Stored records:
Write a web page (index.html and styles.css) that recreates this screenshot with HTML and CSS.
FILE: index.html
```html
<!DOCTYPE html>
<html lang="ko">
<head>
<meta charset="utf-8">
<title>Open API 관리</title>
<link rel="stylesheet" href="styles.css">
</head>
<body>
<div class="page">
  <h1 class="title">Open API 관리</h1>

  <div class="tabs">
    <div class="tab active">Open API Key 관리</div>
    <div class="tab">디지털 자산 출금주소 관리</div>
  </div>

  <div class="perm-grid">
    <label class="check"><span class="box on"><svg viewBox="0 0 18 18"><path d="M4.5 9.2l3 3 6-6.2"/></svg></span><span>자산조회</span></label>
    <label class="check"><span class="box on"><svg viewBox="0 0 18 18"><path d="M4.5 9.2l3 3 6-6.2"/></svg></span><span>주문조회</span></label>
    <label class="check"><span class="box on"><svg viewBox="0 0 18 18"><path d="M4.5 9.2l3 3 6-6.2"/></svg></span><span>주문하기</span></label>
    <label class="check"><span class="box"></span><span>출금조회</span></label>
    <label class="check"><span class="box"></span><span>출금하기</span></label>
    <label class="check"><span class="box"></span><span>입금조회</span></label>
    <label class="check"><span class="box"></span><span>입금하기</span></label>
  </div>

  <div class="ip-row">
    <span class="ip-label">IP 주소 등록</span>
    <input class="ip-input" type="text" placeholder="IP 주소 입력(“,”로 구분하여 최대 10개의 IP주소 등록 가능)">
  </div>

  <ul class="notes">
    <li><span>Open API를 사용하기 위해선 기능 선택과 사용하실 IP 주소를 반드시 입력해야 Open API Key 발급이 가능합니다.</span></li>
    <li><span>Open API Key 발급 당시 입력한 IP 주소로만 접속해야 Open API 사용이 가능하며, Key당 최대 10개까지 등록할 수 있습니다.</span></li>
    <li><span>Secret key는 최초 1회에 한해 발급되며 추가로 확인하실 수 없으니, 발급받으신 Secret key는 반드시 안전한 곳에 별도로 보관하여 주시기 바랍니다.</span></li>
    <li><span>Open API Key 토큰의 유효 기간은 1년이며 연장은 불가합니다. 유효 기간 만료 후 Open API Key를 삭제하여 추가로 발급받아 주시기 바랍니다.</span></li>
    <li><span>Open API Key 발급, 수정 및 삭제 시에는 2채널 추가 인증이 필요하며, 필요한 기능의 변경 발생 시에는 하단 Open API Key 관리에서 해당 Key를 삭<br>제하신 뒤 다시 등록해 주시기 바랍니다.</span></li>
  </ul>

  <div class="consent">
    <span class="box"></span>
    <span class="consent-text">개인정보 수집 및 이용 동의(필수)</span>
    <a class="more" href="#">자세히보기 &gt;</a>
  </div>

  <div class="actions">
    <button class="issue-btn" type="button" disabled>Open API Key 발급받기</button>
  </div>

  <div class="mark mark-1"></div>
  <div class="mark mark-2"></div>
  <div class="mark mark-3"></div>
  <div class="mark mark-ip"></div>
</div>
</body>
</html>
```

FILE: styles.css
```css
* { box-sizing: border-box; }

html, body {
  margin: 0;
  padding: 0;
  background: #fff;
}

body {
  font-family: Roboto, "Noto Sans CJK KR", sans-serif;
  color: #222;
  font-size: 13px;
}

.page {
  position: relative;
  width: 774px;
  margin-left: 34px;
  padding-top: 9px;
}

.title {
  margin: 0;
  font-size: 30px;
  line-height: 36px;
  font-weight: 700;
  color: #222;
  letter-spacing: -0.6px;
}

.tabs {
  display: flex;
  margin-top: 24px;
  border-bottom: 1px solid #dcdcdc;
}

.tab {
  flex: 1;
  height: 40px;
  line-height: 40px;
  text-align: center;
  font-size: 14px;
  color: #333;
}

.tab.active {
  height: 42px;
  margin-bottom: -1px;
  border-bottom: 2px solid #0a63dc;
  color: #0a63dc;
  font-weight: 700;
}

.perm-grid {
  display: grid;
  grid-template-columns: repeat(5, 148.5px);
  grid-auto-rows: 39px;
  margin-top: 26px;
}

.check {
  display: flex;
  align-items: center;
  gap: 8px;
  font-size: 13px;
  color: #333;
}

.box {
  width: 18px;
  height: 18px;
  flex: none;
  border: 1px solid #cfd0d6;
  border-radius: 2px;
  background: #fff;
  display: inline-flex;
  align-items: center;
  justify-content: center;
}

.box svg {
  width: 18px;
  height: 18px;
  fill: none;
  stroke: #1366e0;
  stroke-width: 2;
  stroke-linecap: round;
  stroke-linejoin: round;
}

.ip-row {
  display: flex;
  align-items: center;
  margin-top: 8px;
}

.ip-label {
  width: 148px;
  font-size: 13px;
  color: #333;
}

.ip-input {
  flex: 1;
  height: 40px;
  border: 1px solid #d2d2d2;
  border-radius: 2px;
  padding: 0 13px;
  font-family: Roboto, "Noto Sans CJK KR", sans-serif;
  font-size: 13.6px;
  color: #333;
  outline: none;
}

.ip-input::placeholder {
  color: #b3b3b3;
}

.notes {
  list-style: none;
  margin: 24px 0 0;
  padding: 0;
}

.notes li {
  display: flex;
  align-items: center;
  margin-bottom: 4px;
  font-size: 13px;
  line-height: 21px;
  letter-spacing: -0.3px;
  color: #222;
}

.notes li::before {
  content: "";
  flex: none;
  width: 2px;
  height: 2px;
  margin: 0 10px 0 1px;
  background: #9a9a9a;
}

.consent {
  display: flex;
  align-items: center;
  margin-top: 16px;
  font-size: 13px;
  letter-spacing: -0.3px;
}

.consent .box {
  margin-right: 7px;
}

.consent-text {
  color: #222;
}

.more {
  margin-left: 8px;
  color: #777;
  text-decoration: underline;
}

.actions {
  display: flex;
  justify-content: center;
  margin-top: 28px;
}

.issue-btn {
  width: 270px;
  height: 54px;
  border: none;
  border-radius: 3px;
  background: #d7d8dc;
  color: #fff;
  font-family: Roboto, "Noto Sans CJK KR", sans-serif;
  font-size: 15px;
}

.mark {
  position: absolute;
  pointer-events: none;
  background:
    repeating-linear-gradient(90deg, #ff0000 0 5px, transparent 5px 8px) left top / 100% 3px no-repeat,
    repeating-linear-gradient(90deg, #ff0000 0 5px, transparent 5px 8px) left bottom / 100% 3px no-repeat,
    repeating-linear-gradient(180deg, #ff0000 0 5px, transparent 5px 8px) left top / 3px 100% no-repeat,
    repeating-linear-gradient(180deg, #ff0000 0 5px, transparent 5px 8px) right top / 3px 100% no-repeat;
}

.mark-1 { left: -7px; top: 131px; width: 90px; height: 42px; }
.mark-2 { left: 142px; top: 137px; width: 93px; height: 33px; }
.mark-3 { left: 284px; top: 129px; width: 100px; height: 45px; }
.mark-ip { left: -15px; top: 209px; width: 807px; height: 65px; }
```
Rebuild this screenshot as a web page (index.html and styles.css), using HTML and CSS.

What the exercise asks:
Restate each record word for word.

Full solution:
Write a web page (index.html and styles.css) that recreates this screenshot with HTML and CSS.
FILE: index.html
```html
<!DOCTYPE html>
<html lang="ko">
<head>
<meta charset="utf-8">
<title>Open API 관리</title>
<link rel="stylesheet" href="styles.css">
</head>
<body>
<div class="page">
  <h1 class="title">Open API 관리</h1>

  <div class="tabs">
    <div class="tab active">Open API Key 관리</div>
    <div class="tab">디지털 자산 출금주소 관리</div>
  </div>

  <div class="perm-grid">
    <label class="check"><span class="box on"><svg viewBox="0 0 18 18"><path d="M4.5 9.2l3 3 6-6.2"/></svg></span><span>자산조회</span></label>
    <label class="check"><span class="box on"><svg viewBox="0 0 18 18"><path d="M4.5 9.2l3 3 6-6.2"/></svg></span><span>주문조회</span></label>
    <label class="check"><span class="box on"><svg viewBox="0 0 18 18"><path d="M4.5 9.2l3 3 6-6.2"/></svg></span><span>주문하기</span></label>
    <label class="check"><span class="box"></span><span>출금조회</span></label>
    <label class="check"><span class="box"></span><span>출금하기</span></label>
    <label class="check"><span class="box"></span><span>입금조회</span></label>
    <label class="check"><span class="box"></span><span>입금하기</span></label>
  </div>

  <div class="ip-row">
    <span class="ip-label">IP 주소 등록</span>
    <input class="ip-input" type="text" placeholder="IP 주소 입력(“,”로 구분하여 최대 10개의 IP주소 등록 가능)">
  </div>

  <ul class="notes">
    <li><span>Open API를 사용하기 위해선 기능 선택과 사용하실 IP 주소를 반드시 입력해야 Open API Key 발급이 가능합니다.</span></li>
    <li><span>Open API Key 발급 당시 입력한 IP 주소로만 접속해야 Open API 사용이 가능하며, Key당 최대 10개까지 등록할 수 있습니다.</span></li>
    <li><span>Secret key는 최초 1회에 한해 발급되며 추가로 확인하실 수 없으니, 발급받으신 Secret key는 반드시 안전한 곳에 별도로 보관하여 주시기 바랍니다.</span></li>
    <li><span>Open API Key 토큰의 유효 기간은 1년이며 연장은 불가합니다. 유효 기간 만료 후 Open API Key를 삭제하여 추가로 발급받아 주시기 바랍니다.</span></li>
    <li><span>Open API Key 발급, 수정 및 삭제 시에는 2채널 추가 인증이 필요하며, 필요한 기능의 변경 발생 시에는 하단 Open API Key 관리에서 해당 Key를 삭<br>제하신 뒤 다시 등록해 주시기 바랍니다.</span></li>
  </ul>

  <div class="consent">
    <span class="box"></span>
    <span class="consent-text">개인정보 수집 및 이용 동의(필수)</span>
    <a class="more" href="#">자세히보기 &gt;</a>
  </div>

  <div class="actions">
    <button class="issue-btn" type="button" disabled>Open API Key 발급받기</button>
  </div>

  <div class="mark mark-1"></div>
  <div class="mark mark-2"></div>
  <div class="mark mark-3"></div>
  <div class="mark mark-ip"></div>
</div>
</body>
</html>
```

FILE: styles.css
```css
* { box-sizing: border-box; }

html, body {
  margin: 0;
  padding: 0;
  background: #fff;
}

body {
  font-family: Roboto, "Noto Sans CJK KR", sans-serif;
  color: #222;
  font-size: 13px;
}

.page {
  position: relative;
  width: 774px;
  margin-left: 34px;
  padding-top: 9px;
}

.title {
  margin: 0;
  font-size: 30px;
  line-height: 36px;
  font-weight: 700;
  color: #222;
  letter-spacing: -0.6px;
}

.tabs {
  display: flex;
  margin-top: 24px;
  border-bottom: 1px solid #dcdcdc;
}

.tab {
  flex: 1;
  height: 40px;
  line-height: 40px;
  text-align: center;
  font-size: 14px;
  color: #333;
}

.tab.active {
  height: 42px;
  margin-bottom: -1px;
  border-bottom: 2px solid #0a63dc;
  color: #0a63dc;
  font-weight: 700;
}

.perm-grid {
  display: grid;
  grid-template-columns: repeat(5, 148.5px);
  grid-auto-rows: 39px;
  margin-top: 26px;
}

.check {
  display: flex;
  align-items: center;
  gap: 8px;
  font-size: 13px;
  color: #333;
}

.box {
  width: 18px;
  height: 18px;
  flex: none;
  border: 1px solid #cfd0d6;
  border-radius: 2px;
  background: #fff;
  display: inline-flex;
  align-items: center;
  justify-content: center;
}

.box svg {
  width: 18px;
  height: 18px;
  fill: none;
  stroke: #1366e0;
  stroke-width: 2;
  stroke-linecap: round;
  stroke-linejoin: round;
}

.ip-row {
  display: flex;
  align-items: center;
  margin-top: 8px;
}

.ip-label {
  width: 148px;
  font-size: 13px;
  color: #333;
}

.ip-input {
  flex: 1;
  height: 40px;
  border: 1px solid #d2d2d2;
  border-radius: 2px;
  padding: 0 13px;
  font-family: Roboto, "Noto Sans CJK KR", sans-serif;
  font-size: 13.6px;
  color: #333;
  outline: none;
}

.ip-input::placeholder {
  color: #b3b3b3;
}

.notes {
  list-style: none;
  margin: 24px 0 0;
  padding: 0;
}

.notes li {
  display: flex;
  align-items: center;
  margin-bottom: 4px;
  font-size: 13px;
  line-height: 21px;
  letter-spacing: -0.3px;
  color: #222;
}

.notes li::before {
  content: "";
  flex: none;
  width: 2px;
  height: 2px;
  margin: 0 10px 0 1px;
  background: #9a9a9a;
}

.consent {
  display: flex;
  align-items: center;
  margin-top: 16px;
  font-size: 13px;
  letter-spacing: -0.3px;
}

.consent .box {
  margin-right: 7px;
}

.consent-text {
  color: #222;
}

.more {
  margin-left: 8px;
  color: #777;
  text-decoration: underline;
}

.actions {
  display: flex;
  justify-content: center;
  margin-top: 28px;
}

.issue-btn {
  width: 270px;
  height: 54px;
  border: none;
  border-radius: 3px;
  background: #d7d8dc;
  color: #fff;
  font-family: Roboto, "Noto Sans CJK KR", sans-serif;
  font-size: 15px;
}

.mark {
  position: absolute;
  pointer-events: none;
  background:
    repeating-linear-gradient(90deg, #ff0000 0 5px, transparent 5px 8px) left top / 100% 3px no-repeat,
    repeating-linear-gradient(90deg, #ff0000 0 5px, transparent 5px 8px) left bottom / 100% 3px no-repeat,
    repeating-linear-gradient(180deg, #ff0000 0 5px, transparent 5px 8px) left top / 3px 100% no-repeat,
    repeating-linear-gradient(180deg, #ff0000 0 5px, transparent 5px 8px) right top / 3px 100% no-repeat;
}

.mark-1 { left: -7px; top: 131px; width: 90px; height: 42px; }
.mark-2 { left: 142px; top: 137px; width: 93px; height: 33px; }
.mark-3 { left: 284px; top: 129px; width: 100px; height: 45px; }
.mark-ip { left: -15px; top: 209px; width: 807px; height: 65px; }
```
Rebuild this screenshot as a web page (index.html and styles.css), using HTML and CSS.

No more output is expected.